Novo palco, novos projetos e holofote no talento nacional

A aposta em artistas portugueses não passou ao lado. Fumo Ninja foi a banda que abriu o segundo dia de festival, no palco Porto, o principal, com temas como “Chapada da Deusa”. O concerto reuniu os espectadores que chegaram mais cedo e, com capas impermeáveis, dançaram ao som do único álbum da banda indie, “Olhos de Cetim”. O grupo está, agora, “a trabalhar com este álbum”, lançado em 2022, mas os elementos integram igualmente outros projetos, como Som Maior, Femme Falafel ou Pop Dell’arte.

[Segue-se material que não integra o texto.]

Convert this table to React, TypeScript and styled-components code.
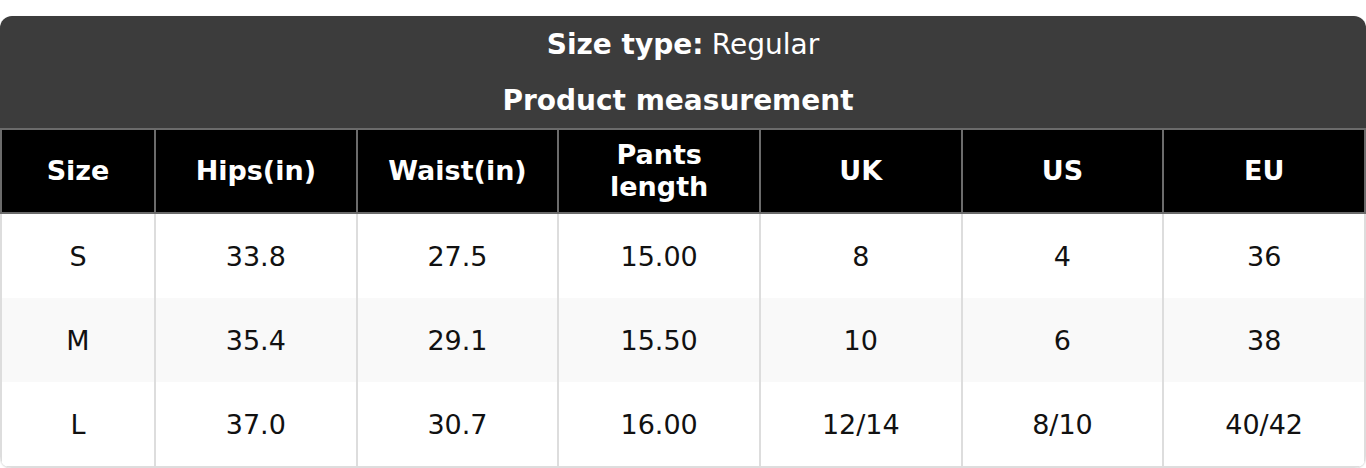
import React from 'react';
import styled, { createGlobalStyle } from 'styled-components';

interface SizeRow {
  size: string;
  hips: string;
  waist: string;
  length: string;
  uk: string;
  us: string;
  eu: string;
}

const rows: SizeRow[] = [
  { size: 'S', hips: '33.8', waist: '27.5', length: '15.00', uk: '8', us: '4', eu: '36' },
  { size: 'M', hips: '35.4', waist: '29.1', length: '15.50', uk: '10', us: '6', eu: '38' },
  { size: 'L', hips: '37.0', waist: '30.7', length: '16.00', uk: '12/14', us: '8/10', eu: '40/42' },
];

const headers = ['Size', 'Hips(in)', 'Waist(in)', 'Pants length', 'UK', 'US', 'EU'];

const GlobalStyle = createGlobalStyle`
  html, body {
    margin: 0;
    padding: 0;
    background: #fff;
    font-family: "DejaVu Sans", "Noto Sans", sans-serif;
  }
`;

const Page = styled.div`
  padding-top: 16px;
`;

const Card = styled.div`
  border-radius: 12px;
  overflow: hidden;
  background: #fff;
  box-shadow: 0 1px 2px rgba(0, 0, 0, 0.18);
`;

const Caption = styled.div`
  background: #3c3c3c;
  color: #fff;
  display: flex;
  flex-direction: column;
`;

const CaptionLine = styled.div<{ $bold?: boolean }>`
  height: 56px;
  display: flex;
  align-items: center;
  justify-content: center;
  font-size: 28px;
  font-weight: ${(p) => (p.$bold ? 700 : 400)};
  padding-right: ${(p) => (p.$bold ? '10px' : '0')};
`;

const Strong = styled.strong`
  font-weight: 700;
  margin-right: 0.3em;
`;

const Table = styled.table`
  width: 100%;
  border-collapse: collapse;
  table-layout: fixed;
`;

const Th = styled.th`
  background: #000;
  color: #fff;
  font-size: 27px;
  font-weight: 700;
  line-height: 32px;
  height: 82px;
  padding: 0 10px;
  border: 2px solid #6b6b6b;
  text-align: center;
  vertical-align: middle;
`;

const Tr = styled.tr<{ $striped?: boolean }>`
  background: ${(p) => (p.$striped ? '#f9f9f9' : '#fff')};

  &:last-child td {
    border-bottom: 2px solid #ddd;
  }
`;

const Td = styled.td`
  font-size: 27px;
  color: #111;
  height: 84px;
  padding: 0 10px;
  border-left: 2px solid #ddd;
  border-right: 2px solid #ddd;
  text-align: center;
  vertical-align: middle;
`;

const App: React.FC = () => (
  <Page>
    <GlobalStyle />
    <Card>
      <Caption>
        <CaptionLine>
          <Strong>Size type:</Strong>Regular
        </CaptionLine>
        <CaptionLine $bold>Product measurement</CaptionLine>
      </Caption>
      <Table>
        <colgroup>
          <col style={{ width: 154 }} />
          <col />
          <col />
          <col />
          <col />
          <col />
          <col />
        </colgroup>
        <thead>
          <tr>
            {headers.map((h) => (
              <Th key={h}>{h}</Th>
            ))}
          </tr>
        </thead>
        <tbody>
          {rows.map((r, i) => (
            <Tr key={r.size} $striped={i % 2 === 1}>
              <Td>{r.size}</Td>
              <Td>{r.hips}</Td>
              <Td>{r.waist}</Td>
              <Td>{r.length}</Td>
              <Td>{r.uk}</Td>
              <Td>{r.us}</Td>
              <Td>{r.eu}</Td>
            </Tr>
          ))}
        </tbody>
      </Table>
    </Card>
  </Page>
);

export default App;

Ricardo Martins, baterista do grupo, em conversa com o JPN, partilha que o festival tem “um ambiente especial”. Tocar no Primavera Sound é uma oportunidade para dar a conhecer bandas portuguesas que estão agora a começar, mesmo que seja por acaso. “Há sempre quem esteja à frente para ver Kendrick Lamar ou a Rosalía. [Durante a espera] vão ter de ouvir [outros artistas], e se calhar até vão gostar”, completa Raquel Pimpão, a teclista. Leonor Arnaut (voz) acredita que, para artistas portugueses, “ainda devia haver mais espaço e em horários em que está mais gente”.

A previsão meteorológica continua a não favorecer os festivaleiros; no entanto, a música continua este fim de semana (9 e 10) no Parque da Cidade, com grandes nomes como Pet Shop Boys, Blur, New Order e Halsey.